• [Exercise materials]:
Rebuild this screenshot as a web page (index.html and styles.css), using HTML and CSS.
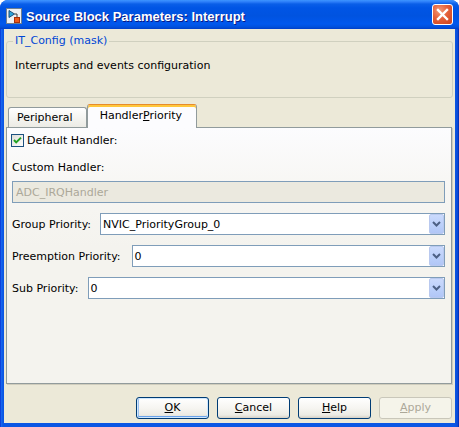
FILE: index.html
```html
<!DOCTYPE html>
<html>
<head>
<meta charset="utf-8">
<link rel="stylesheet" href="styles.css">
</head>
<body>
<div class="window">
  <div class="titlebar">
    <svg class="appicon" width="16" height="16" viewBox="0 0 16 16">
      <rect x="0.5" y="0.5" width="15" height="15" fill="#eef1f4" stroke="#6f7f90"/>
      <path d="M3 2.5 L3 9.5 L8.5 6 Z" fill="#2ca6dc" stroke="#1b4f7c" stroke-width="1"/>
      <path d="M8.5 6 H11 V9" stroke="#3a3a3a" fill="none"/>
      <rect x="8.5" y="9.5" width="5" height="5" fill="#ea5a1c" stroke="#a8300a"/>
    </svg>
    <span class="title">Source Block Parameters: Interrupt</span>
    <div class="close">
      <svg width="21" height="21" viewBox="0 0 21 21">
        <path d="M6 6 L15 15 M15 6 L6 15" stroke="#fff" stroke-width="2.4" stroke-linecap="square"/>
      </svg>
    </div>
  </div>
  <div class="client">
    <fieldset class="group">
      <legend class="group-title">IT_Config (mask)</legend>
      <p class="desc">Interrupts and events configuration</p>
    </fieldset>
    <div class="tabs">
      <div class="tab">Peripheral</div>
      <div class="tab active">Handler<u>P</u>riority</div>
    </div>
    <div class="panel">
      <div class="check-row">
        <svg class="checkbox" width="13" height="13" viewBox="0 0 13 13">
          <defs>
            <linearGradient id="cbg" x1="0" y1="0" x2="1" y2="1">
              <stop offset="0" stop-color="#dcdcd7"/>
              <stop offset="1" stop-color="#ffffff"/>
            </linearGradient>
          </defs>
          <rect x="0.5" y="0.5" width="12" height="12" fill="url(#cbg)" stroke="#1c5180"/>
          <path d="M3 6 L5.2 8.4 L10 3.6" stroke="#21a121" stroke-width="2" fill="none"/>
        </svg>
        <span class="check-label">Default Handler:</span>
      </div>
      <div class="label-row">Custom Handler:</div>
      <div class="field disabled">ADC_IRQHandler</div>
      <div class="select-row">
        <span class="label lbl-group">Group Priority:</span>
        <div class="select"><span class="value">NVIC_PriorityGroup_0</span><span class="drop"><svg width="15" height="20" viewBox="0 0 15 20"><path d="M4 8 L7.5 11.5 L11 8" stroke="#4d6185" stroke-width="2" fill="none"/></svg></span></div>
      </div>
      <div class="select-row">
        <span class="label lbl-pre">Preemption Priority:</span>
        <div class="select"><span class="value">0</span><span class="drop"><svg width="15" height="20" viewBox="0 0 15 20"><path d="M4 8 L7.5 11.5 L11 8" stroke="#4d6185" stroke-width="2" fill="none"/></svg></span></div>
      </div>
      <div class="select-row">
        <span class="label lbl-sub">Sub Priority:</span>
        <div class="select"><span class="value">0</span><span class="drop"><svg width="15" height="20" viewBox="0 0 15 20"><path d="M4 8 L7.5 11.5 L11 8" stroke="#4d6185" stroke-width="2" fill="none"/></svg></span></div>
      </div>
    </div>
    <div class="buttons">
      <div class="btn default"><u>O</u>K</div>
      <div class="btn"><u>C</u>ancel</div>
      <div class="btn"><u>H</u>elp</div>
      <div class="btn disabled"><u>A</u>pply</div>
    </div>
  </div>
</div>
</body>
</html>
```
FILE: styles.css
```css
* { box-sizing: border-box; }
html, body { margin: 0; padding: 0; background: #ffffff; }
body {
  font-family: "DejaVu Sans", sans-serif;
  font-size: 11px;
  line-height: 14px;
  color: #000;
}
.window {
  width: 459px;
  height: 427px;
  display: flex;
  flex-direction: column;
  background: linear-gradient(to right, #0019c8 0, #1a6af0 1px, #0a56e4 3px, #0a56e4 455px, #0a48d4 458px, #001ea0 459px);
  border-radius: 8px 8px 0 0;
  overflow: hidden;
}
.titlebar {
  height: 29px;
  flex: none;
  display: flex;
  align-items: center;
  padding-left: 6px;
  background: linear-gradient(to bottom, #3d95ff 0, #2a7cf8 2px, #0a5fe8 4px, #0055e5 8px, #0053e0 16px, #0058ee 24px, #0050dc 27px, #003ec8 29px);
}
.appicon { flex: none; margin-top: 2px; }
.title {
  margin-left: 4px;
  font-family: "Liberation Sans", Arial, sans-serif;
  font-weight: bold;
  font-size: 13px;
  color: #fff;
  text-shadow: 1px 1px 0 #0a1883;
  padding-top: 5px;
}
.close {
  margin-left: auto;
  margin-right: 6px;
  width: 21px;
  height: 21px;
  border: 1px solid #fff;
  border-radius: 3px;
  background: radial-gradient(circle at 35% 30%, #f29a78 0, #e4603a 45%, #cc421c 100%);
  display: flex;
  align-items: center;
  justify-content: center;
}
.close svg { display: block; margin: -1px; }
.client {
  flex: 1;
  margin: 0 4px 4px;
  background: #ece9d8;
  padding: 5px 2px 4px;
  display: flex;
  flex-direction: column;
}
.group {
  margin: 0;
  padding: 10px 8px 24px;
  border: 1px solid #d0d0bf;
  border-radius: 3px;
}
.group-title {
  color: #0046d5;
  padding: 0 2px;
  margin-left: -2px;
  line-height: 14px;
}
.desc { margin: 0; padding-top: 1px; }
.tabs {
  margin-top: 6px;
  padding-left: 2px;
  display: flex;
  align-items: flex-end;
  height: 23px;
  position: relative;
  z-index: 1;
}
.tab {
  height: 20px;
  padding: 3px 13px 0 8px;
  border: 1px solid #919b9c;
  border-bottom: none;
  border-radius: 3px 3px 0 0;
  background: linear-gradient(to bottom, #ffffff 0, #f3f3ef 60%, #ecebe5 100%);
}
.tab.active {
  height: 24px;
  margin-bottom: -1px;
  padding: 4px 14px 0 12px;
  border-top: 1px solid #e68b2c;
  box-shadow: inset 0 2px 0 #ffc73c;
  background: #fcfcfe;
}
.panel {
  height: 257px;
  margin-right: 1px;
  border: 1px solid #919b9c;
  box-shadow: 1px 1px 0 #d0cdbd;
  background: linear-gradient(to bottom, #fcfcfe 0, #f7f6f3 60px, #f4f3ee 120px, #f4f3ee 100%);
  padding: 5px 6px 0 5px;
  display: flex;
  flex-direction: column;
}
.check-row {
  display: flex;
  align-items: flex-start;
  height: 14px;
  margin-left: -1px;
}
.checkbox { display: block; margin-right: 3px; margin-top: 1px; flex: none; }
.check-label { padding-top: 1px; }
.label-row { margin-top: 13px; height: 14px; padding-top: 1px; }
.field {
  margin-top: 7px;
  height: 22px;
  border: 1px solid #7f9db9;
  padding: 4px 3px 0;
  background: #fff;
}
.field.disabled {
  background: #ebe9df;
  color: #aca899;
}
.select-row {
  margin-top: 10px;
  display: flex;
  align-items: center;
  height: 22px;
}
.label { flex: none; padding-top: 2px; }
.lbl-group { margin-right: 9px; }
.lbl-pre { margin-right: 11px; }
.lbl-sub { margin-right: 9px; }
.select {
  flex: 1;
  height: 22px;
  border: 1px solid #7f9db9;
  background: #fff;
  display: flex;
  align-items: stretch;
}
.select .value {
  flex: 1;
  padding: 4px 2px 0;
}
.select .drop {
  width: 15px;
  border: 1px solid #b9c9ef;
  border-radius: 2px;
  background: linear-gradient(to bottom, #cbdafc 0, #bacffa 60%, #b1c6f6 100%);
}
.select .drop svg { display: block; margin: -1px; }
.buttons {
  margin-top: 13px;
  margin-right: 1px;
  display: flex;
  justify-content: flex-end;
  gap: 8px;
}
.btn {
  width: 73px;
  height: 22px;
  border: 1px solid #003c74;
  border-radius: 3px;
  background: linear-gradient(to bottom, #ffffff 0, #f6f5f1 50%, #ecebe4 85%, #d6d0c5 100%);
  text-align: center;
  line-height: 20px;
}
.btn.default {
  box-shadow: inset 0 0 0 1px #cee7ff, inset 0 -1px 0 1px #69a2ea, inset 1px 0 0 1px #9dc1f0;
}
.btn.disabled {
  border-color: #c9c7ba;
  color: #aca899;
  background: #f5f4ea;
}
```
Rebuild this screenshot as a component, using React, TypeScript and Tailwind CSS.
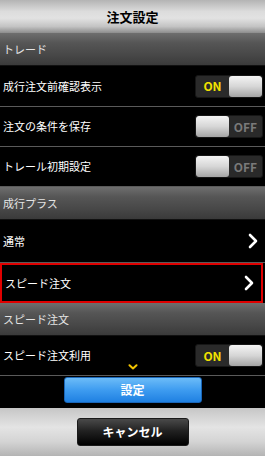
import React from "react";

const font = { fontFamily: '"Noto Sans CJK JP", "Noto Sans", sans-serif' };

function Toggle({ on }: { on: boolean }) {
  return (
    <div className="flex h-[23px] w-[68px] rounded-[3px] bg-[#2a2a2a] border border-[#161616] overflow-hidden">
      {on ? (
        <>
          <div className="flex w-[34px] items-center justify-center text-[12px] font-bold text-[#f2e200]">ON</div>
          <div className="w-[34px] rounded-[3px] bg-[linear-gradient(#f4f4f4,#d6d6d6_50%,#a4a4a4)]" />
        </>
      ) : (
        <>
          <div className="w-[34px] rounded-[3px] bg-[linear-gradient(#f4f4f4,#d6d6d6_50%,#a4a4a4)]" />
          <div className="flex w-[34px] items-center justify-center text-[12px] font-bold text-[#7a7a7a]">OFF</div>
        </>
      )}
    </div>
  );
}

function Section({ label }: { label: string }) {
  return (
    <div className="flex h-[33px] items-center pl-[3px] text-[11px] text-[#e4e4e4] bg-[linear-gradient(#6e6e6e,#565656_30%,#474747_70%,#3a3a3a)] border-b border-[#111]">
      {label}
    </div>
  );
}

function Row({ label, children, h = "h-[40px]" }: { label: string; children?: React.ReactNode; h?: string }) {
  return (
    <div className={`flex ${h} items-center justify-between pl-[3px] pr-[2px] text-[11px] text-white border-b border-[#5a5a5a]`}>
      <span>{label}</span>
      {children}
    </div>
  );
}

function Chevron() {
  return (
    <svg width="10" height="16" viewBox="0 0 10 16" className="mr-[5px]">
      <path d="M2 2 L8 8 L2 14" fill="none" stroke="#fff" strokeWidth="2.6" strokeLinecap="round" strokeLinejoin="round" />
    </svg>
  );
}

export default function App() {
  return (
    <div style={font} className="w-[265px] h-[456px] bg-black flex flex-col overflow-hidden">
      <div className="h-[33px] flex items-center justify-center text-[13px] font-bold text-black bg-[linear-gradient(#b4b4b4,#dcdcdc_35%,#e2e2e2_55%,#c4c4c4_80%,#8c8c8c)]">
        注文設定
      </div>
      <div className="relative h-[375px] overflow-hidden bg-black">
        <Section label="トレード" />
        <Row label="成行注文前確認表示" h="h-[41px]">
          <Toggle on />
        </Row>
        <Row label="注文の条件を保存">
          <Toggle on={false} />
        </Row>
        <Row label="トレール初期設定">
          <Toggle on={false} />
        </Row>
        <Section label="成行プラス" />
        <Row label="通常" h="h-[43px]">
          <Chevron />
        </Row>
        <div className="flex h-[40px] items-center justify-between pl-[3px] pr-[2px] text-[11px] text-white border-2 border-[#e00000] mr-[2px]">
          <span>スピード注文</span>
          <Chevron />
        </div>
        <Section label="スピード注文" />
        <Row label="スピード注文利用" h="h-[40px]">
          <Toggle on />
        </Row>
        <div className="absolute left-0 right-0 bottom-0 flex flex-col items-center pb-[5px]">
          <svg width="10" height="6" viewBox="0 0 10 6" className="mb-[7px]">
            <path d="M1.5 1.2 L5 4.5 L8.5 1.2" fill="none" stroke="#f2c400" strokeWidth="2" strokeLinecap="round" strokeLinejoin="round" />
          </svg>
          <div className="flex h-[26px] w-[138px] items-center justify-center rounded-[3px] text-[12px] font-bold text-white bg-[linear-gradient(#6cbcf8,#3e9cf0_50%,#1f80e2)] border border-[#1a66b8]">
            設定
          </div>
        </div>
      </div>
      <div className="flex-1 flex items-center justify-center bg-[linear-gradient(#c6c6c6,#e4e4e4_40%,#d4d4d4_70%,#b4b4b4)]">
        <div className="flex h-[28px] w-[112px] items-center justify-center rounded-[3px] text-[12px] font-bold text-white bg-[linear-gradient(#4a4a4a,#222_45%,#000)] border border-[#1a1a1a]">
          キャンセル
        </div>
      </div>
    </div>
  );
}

• [The problem]: Gather each line in the entries above where the string "screenshot" is found.

• [Solved exercise]:
Rebuild this screenshot as a web page (index.html and styles.css), using HTML and CSS.
Rebuild this screenshot as a component, using React, TypeScript and Tailwind CSS.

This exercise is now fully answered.